[WRITTEN INSTRUCTION] Can you print the data exactly and leave out each image?

**** DATA SHOWN

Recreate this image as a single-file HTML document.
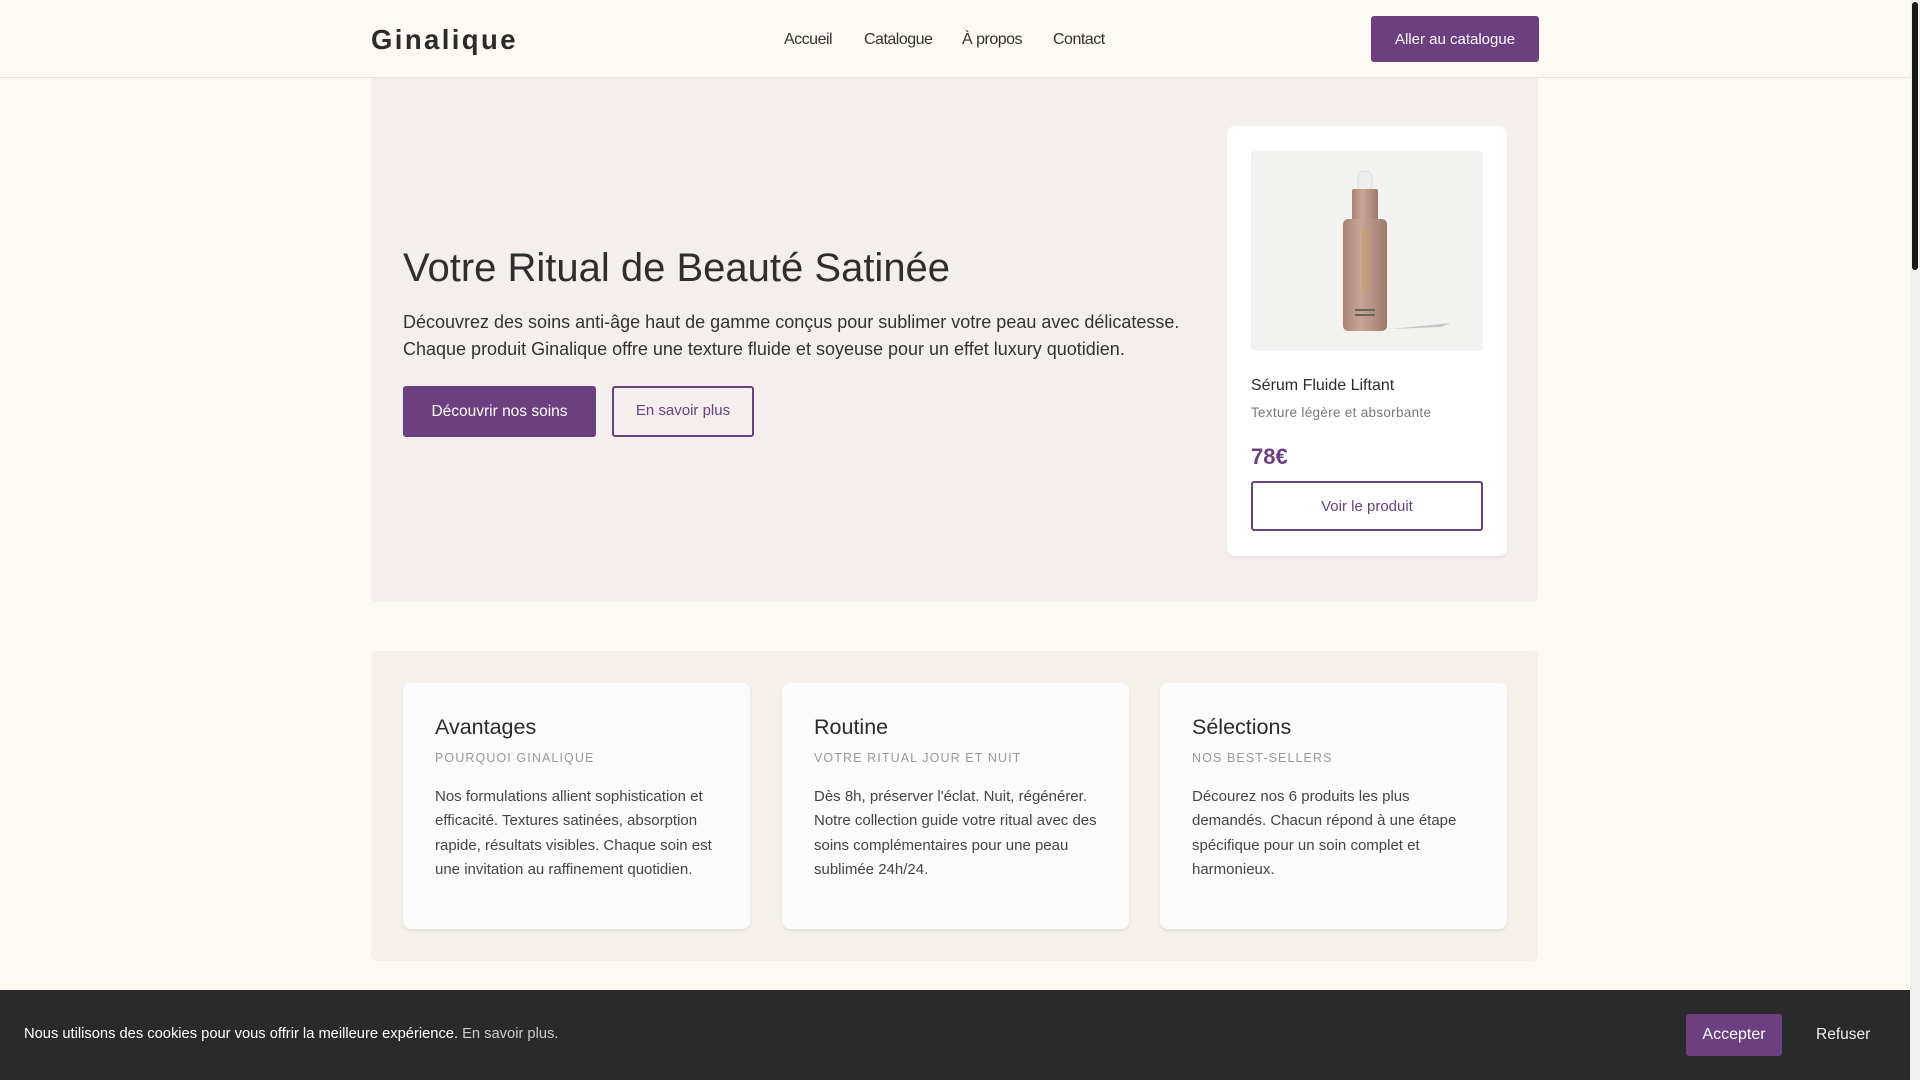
<!DOCTYPE html>
<html><head><meta charset="utf-8"><style>
*{margin:0;padding:0;box-sizing:border-box}
body{width:1920px;height:1080px;overflow:hidden;background:#fdf9f3;font-family:"Liberation Sans",sans-serif;color:#2b2b2b;position:relative}
.a{position:absolute}
.hdr{left:0;top:0;width:1910px;height:78px;border-bottom:1px solid #ece3d8;background:#fdf9f3}
.logo{left:371px;top:24px;font-size:27.5px;font-weight:bold;letter-spacing:2.4px;color:#2b2b2b}
.nav{top:31px;font-size:16px;letter-spacing:-0.5px;color:#333}
.btnp{background:#6b3f80;color:#fff;border-radius:3px;display:flex;align-items:center;justify-content:center;font-size:15px}
.hero{left:371px;top:78px;width:1167px;height:524px;background:#f4efec;border-radius:0 0 6px 6px}
h1{font-weight:normal;font-size:40px;color:#2e2e2e}
.sec{left:371px;top:651px;width:1167px;height:310px;background:#f6f0eb;border-radius:6px}
.card{top:683px;width:347px;height:246px;background:#fcfbfb;border-radius:8px;box-shadow:0 2px 3px rgba(0,0,0,.07);padding:0 32px}
.card h3{font-weight:normal;font-size:21.5px;margin-top:32px;color:#2b2b2b}
.card .s{font-size:12.5px;letter-spacing:1.1px;color:#999;margin-top:11px}
.card p{font-size:15px;line-height:24.3px;color:#444;margin-top:20px}
</style></head><body>
<div class="a hdr"></div>
<div class="a logo">Ginalique</div>
<div class="a nav" style="left:784px">Accueil</div>
<div class="a nav" style="left:864px">Catalogue</div>
<div class="a nav" style="left:962px">À propos</div>
<div class="a nav" style="left:1053px">Contact</div>
<div class="a btnp" style="left:1371px;top:16px;width:168px;height:46px">Aller au catalogue</div>

<div class="a hero"></div>
<h1 class="a" style="left:403px;top:246px">Votre Ritual de Beauté Satinée</h1>
<div class="a" style="left:403px;top:309px;font-size:18px;line-height:27px;color:#333">Découvrez des soins anti-âge haut de gamme conçus pour sublimer votre peau avec délicatesse.<br>Chaque produit Ginalique offre une texture fluide et soyeuse pour un effet luxury quotidien.</div>
<div class="a btnp" style="left:403px;top:386px;width:193px;height:51px;font-size:15.5px">Découvrir nos soins</div>
<div class="a" style="left:612px;top:386px;width:142px;height:51px;border:2px solid #6b3f80;border-radius:3px;color:#6b3f80;font-size:15px;text-align:center;padding-top:14px">En savoir plus</div>

<div class="a" style="left:1227px;top:126px;width:280px;height:430px;background:#fff;border-radius:8px;box-shadow:0 3px 2px #ece3e6"></div>
<div class="a" style="left:1251px;top:151px;width:232px;height:200px;background:#f2f2f1;border-radius:4px;overflow:hidden">
<svg width="232" height="200" viewBox="0 0 232 200">
<defs><linearGradient id="g" x1="0" x2="1"><stop offset="0" stop-color="#a88476"/><stop offset=".4" stop-color="#c9a597"/><stop offset="1" stop-color="#9c7a6c"/></linearGradient></defs>
<path d="M140 178 L200 172 L190 176 Z" fill="#aaa" opacity=".6"/>
<rect x="107" y="20" width="14" height="20" rx="6" fill="#eee" stroke="#ddd"/>
<rect x="101" y="38" width="26" height="32" rx="2" fill="url(#g)"/>
<rect x="92" y="68" width="44" height="112" rx="5" fill="url(#g)"/>
<rect x="112" y="80" width="4" height="60" fill="none" stroke="#c8a050"/>
<rect x="104" y="158" width="20" height="2" fill="#665"/><rect x="104" y="163" width="20" height="2" fill="#665"/>
</svg></div>
<div class="a" style="left:1251px;top:377px;font-size:16px;color:#2b2b2b">Sérum Fluide Liftant</div>
<div class="a" style="left:1251px;top:405px;font-size:13.5px;color:#777;letter-spacing:.3px">Texture légère et absorbante</div>
<div class="a" style="left:1251px;top:444px;font-size:22px;font-weight:bold;color:#6b3f80">78€</div>
<div class="a" style="left:1251px;top:481px;width:232px;height:50px;border:2px solid #6b3f80;border-radius:3px;color:#6b3f80;font-size:15px;text-align:center;padding-top:15px">Voir le produit</div>

<div class="a sec"></div>
<div class="a card" style="left:403px"><h3>Avantages</h3><div class="s">POURQUOI GINALIQUE</div><p>Nos formulations allient sophistication et efficacité. Textures satinées, absorption rapide, résultats visibles. Chaque soin est une invitation au raffinement quotidien.</p></div>
<div class="a card" style="left:782px"><h3>Routine</h3><div class="s">VOTRE RITUAL JOUR ET NUIT</div><p>Dès 8h, préserver l'éclat. Nuit, régénérer. Notre collection guide votre ritual avec des soins complémentaires pour une peau sublimée 24h/24.</p></div>
<div class="a card" style="left:1160px"><h3>Sélections</h3><div class="s">NOS BEST-SELLERS</div><p>Décourez nos 6 produits les plus demandés. Chacun répond à une étape spécifique pour un soin complet et harmonieux.</p></div>

<div class="a" style="left:0;top:990px;width:1910px;height:90px;background:#2a2a2a"></div>
<div class="a" style="left:24px;top:1026px;font-size:14.7px;color:#fff">Nous utilisons des cookies pour vous offrir la meilleure expérience. <span style="color:#ccc">En savoir plus.</span></div>
<div class="a btnp" style="left:1686px;top:1014px;width:96px;height:42px;font-size:16px">Accepter</div>
<div class="a" style="left:1816px;top:1026px;font-size:15.5px;color:#eee">Refuser</div>
<div class="a" style="left:1910px;top:0;width:10px;height:1080px;background:#f1f1f1"></div>
<div class="a" style="left:1912px;top:2px;width:6px;height:268px;background:#1a1a1a;border-radius:3px"></div>
</body></html>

********

[ANSWER TO THIS EXERCISE]
Recreate this image as a single-file HTML document.
<!DOCTYPE html>
<html><head><meta charset="utf-8"><style>
*{margin:0;padding:0;box-sizing:border-box}
body{width:1920px;height:1080px;overflow:hidden;background:#fdf9f3;font-family:"Liberation Sans",sans-serif;color:#2b2b2b;position:relative}
.a{position:absolute}
.hdr{left:0;top:0;width:1910px;height:78px;border-bottom:1px solid #ece3d8;background:#fdf9f3}
.logo{left:371px;top:24px;font-size:27.5px;font-weight:bold;letter-spacing:2.4px;color:#2b2b2b}
.nav{top:31px;font-size:16px;letter-spacing:-0.5px;color:#333}
.btnp{background:#6b3f80;color:#fff;border-radius:3px;display:flex;align-items:center;justify-content:center;font-size:15px}
.hero{left:371px;top:78px;width:1167px;height:524px;background:#f4efec;border-radius:0 0 6px 6px}
h1{font-weight:normal;font-size:40px;color:#2e2e2e}
.sec{left:371px;top:651px;width:1167px;height:310px;background:#f6f0eb;border-radius:6px}
.card{top:683px;width:347px;height:246px;background:#fcfbfb;border-radius:8px;box-shadow:0 2px 3px rgba(0,0,0,.07);padding:0 32px}
.card h3{font-weight:normal;font-size:21.5px;margin-top:32px;color:#2b2b2b}
.card .s{font-size:12.5px;letter-spacing:1.1px;color:#999;margin-top:11px}
.card p{font-size:15px;line-height:24.3px;color:#444;margin-top:20px}
</style></head><body>
<div class="a hdr"></div>
<div class="a logo">Ginalique</div>
<div class="a nav" style="left:784px">Accueil</div>
<div class="a nav" style="left:864px">Catalogue</div>
<div class="a nav" style="left:962px">À propos</div>
<div class="a nav" style="left:1053px">Contact</div>
<div class="a btnp" style="left:1371px;top:16px;width:168px;height:46px">Aller au catalogue</div>

<div class="a hero"></div>
<h1 class="a" style="left:403px;top:246px">Votre Ritual de Beauté Satinée</h1>
<div class="a" style="left:403px;top:309px;font-size:18px;line-height:27px;color:#333">Découvrez des soins anti-âge haut de gamme conçus pour sublimer votre peau avec délicatesse.<br>Chaque produit Ginalique offre une texture fluide et soyeuse pour un effet luxury quotidien.</div>
<div class="a btnp" style="left:403px;top:386px;width:193px;height:51px;font-size:15.5px">Découvrir nos soins</div>
<div class="a" style="left:612px;top:386px;width:142px;height:51px;border:2px solid #6b3f80;border-radius:3px;color:#6b3f80;font-size:15px;text-align:center;padding-top:14px">En savoir plus</div>

<div class="a" style="left:1227px;top:126px;width:280px;height:430px;background:#fff;border-radius:8px;box-shadow:0 3px 2px #ece3e6"></div>
<div class="a" style="left:1251px;top:151px;width:232px;height:200px;background:#f2f2f1;border-radius:4px;overflow:hidden">
<svg width="232" height="200" viewBox="0 0 232 200">
<defs><linearGradient id="g" x1="0" x2="1"><stop offset="0" stop-color="#a88476"/><stop offset=".4" stop-color="#c9a597"/><stop offset="1" stop-color="#9c7a6c"/></linearGradient></defs>
<path d="M140 178 L200 172 L190 176 Z" fill="#aaa" opacity=".6"/>
<rect x="107" y="20" width="14" height="20" rx="6" fill="#eee" stroke="#ddd"/>
<rect x="101" y="38" width="26" height="32" rx="2" fill="url(#g)"/>
<rect x="92" y="68" width="44" height="112" rx="5" fill="url(#g)"/>
<rect x="112" y="80" width="4" height="60" fill="none" stroke="#c8a050"/>
<rect x="104" y="158" width="20" height="2" fill="#665"/><rect x="104" y="163" width="20" height="2" fill="#665"/>
</svg></div>
<div class="a" style="left:1251px;top:377px;font-size:16px;color:#2b2b2b">Sérum Fluide Liftant</div>
<div class="a" style="left:1251px;top:405px;font-size:13.5px;color:#777;letter-spacing:.3px">Texture légère et absorbante</div>
<div class="a" style="left:1251px;top:444px;font-size:22px;font-weight:bold;color:#6b3f80">78€</div>
<div class="a" style="left:1251px;top:481px;width:232px;height:50px;border:2px solid #6b3f80;border-radius:3px;color:#6b3f80;font-size:15px;text-align:center;padding-top:15px">Voir le produit</div>

<div class="a sec"></div>
<div class="a card" style="left:403px"><h3>Avantages</h3><div class="s">POURQUOI GINALIQUE</div><p>Nos formulations allient sophistication et efficacité. Textures satinées, absorption rapide, résultats visibles. Chaque soin est une invitation au raffinement quotidien.</p></div>
<div class="a card" style="left:782px"><h3>Routine</h3><div class="s">VOTRE RITUAL JOUR ET NUIT</div><p>Dès 8h, préserver l'éclat. Nuit, régénérer. Notre collection guide votre ritual avec des soins complémentaires pour une peau sublimée 24h/24.</p></div>
<div class="a card" style="left:1160px"><h3>Sélections</h3><div class="s">NOS BEST-SELLERS</div><p>Décourez nos 6 produits les plus demandés. Chacun répond à une étape spécifique pour un soin complet et harmonieux.</p></div>

<div class="a" style="left:0;top:990px;width:1910px;height:90px;background:#2a2a2a"></div>
<div class="a" style="left:24px;top:1026px;font-size:14.7px;color:#fff">Nous utilisons des cookies pour vous offrir la meilleure expérience. <span style="color:#ccc">En savoir plus.</span></div>
<div class="a btnp" style="left:1686px;top:1014px;width:96px;height:42px;font-size:16px">Accepter</div>
<div class="a" style="left:1816px;top:1026px;font-size:15.5px;color:#eee">Refuser</div>
<div class="a" style="left:1910px;top:0;width:10px;height:1080px;background:#f1f1f1"></div>
<div class="a" style="left:1912px;top:2px;width:6px;height:268px;background:#1a1a1a;border-radius:3px"></div>
</body></html>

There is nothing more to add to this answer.